- [TASK] Your job is to retype all of the data word for word, leaving every image out.

- [PROVIDED DATA]
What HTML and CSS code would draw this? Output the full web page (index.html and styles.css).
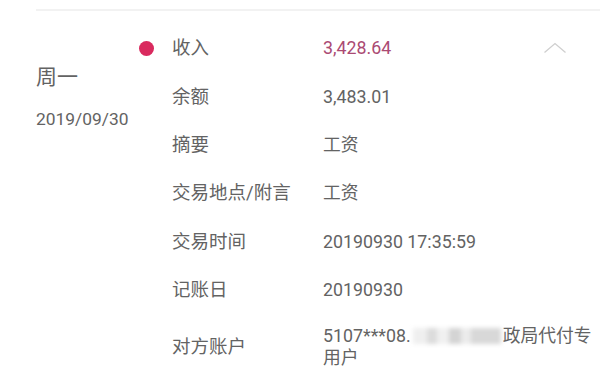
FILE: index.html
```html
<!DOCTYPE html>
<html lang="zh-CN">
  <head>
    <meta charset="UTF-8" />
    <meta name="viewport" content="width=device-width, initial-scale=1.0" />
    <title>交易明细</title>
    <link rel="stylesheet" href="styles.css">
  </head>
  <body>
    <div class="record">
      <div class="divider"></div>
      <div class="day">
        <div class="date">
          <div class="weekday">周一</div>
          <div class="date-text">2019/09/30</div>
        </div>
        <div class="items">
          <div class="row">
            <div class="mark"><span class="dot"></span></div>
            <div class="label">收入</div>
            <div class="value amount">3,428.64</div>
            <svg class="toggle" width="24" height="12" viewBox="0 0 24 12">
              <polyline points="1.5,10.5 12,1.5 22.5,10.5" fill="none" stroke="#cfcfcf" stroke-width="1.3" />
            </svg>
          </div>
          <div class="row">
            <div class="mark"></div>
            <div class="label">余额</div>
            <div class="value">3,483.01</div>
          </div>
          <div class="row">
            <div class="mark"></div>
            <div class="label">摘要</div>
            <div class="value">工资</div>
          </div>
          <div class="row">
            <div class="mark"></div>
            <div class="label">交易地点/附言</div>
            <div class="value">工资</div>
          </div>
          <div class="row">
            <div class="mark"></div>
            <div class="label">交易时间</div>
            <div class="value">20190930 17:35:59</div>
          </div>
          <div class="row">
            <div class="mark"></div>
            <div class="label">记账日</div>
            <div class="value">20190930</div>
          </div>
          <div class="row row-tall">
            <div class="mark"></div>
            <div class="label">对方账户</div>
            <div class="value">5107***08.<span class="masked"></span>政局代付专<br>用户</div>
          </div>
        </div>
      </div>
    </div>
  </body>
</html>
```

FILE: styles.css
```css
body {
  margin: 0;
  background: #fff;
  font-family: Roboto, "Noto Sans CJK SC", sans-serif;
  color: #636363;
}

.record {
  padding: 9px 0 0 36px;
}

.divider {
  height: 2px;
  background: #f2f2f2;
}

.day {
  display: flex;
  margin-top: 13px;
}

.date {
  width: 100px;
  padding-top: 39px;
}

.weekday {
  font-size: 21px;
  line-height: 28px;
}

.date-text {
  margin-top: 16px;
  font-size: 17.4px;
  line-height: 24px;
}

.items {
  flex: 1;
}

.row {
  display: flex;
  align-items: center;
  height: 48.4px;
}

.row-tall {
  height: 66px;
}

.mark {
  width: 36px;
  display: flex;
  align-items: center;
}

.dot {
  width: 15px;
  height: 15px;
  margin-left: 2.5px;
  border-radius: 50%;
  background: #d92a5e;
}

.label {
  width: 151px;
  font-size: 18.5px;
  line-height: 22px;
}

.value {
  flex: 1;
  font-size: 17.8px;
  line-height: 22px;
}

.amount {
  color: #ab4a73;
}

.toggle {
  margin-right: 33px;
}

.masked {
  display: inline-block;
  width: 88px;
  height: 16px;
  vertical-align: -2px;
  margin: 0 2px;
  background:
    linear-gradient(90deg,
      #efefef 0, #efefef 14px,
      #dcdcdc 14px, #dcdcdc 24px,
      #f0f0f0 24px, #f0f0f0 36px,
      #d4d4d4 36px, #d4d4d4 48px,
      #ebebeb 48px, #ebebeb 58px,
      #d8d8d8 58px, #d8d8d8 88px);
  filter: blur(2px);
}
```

- [ANSWER TO THIS PROBLEM]
What HTML and CSS code would draw this? Output the full web page (index.html and styles.css).
FILE: index.html
```html
<!DOCTYPE html>
<html lang="zh-CN">
  <head>
    <meta charset="UTF-8" />
    <meta name="viewport" content="width=device-width, initial-scale=1.0" />
    <title>交易明细</title>
    <link rel="stylesheet" href="styles.css">
  </head>
  <body>
    <div class="record">
      <div class="divider"></div>
      <div class="day">
        <div class="date">
          <div class="weekday">周一</div>
          <div class="date-text">2019/09/30</div>
        </div>
        <div class="items">
          <div class="row">
            <div class="mark"><span class="dot"></span></div>
            <div class="label">收入</div>
            <div class="value amount">3,428.64</div>
            <svg class="toggle" width="24" height="12" viewBox="0 0 24 12">
              <polyline points="1.5,10.5 12,1.5 22.5,10.5" fill="none" stroke="#cfcfcf" stroke-width="1.3" />
            </svg>
          </div>
          <div class="row">
            <div class="mark"></div>
            <div class="label">余额</div>
            <div class="value">3,483.01</div>
          </div>
          <div class="row">
            <div class="mark"></div>
            <div class="label">摘要</div>
            <div class="value">工资</div>
          </div>
          <div class="row">
            <div class="mark"></div>
            <div class="label">交易地点/附言</div>
            <div class="value">工资</div>
          </div>
          <div class="row">
            <div class="mark"></div>
            <div class="label">交易时间</div>
            <div class="value">20190930 17:35:59</div>
          </div>
          <div class="row">
            <div class="mark"></div>
            <div class="label">记账日</div>
            <div class="value">20190930</div>
          </div>
          <div class="row row-tall">
            <div class="mark"></div>
            <div class="label">对方账户</div>
            <div class="value">5107***08.<span class="masked"></span>政局代付专<br>用户</div>
          </div>
        </div>
      </div>
    </div>
  </body>
</html>
```

FILE: styles.css
```css
body {
  margin: 0;
  background: #fff;
  font-family: Roboto, "Noto Sans CJK SC", sans-serif;
  color: #636363;
}

.record {
  padding: 9px 0 0 36px;
}

.divider {
  height: 2px;
  background: #f2f2f2;
}

.day {
  display: flex;
  margin-top: 13px;
}

.date {
  width: 100px;
  padding-top: 39px;
}

.weekday {
  font-size: 21px;
  line-height: 28px;
}

.date-text {
  margin-top: 16px;
  font-size: 17.4px;
  line-height: 24px;
}

.items {
  flex: 1;
}

.row {
  display: flex;
  align-items: center;
  height: 48.4px;
}

.row-tall {
  height: 66px;
}

.mark {
  width: 36px;
  display: flex;
  align-items: center;
}

.dot {
  width: 15px;
  height: 15px;
  margin-left: 2.5px;
  border-radius: 50%;
  background: #d92a5e;
}

.label {
  width: 151px;
  font-size: 18.5px;
  line-height: 22px;
}

.value {
  flex: 1;
  font-size: 17.8px;
  line-height: 22px;
}

.amount {
  color: #ab4a73;
}

.toggle {
  margin-right: 33px;
}

.masked {
  display: inline-block;
  width: 88px;
  height: 16px;
  vertical-align: -2px;
  margin: 0 2px;
  background:
    linear-gradient(90deg,
      #efefef 0, #efefef 14px,
      #dcdcdc 14px, #dcdcdc 24px,
      #f0f0f0 24px, #f0f0f0 36px,
      #d4d4d4 36px, #d4d4d4 48px,
      #ebebeb 48px, #ebebeb 58px,
      #d8d8d8 58px, #d8d8d8 88px);
  filter: blur(2px);
}
```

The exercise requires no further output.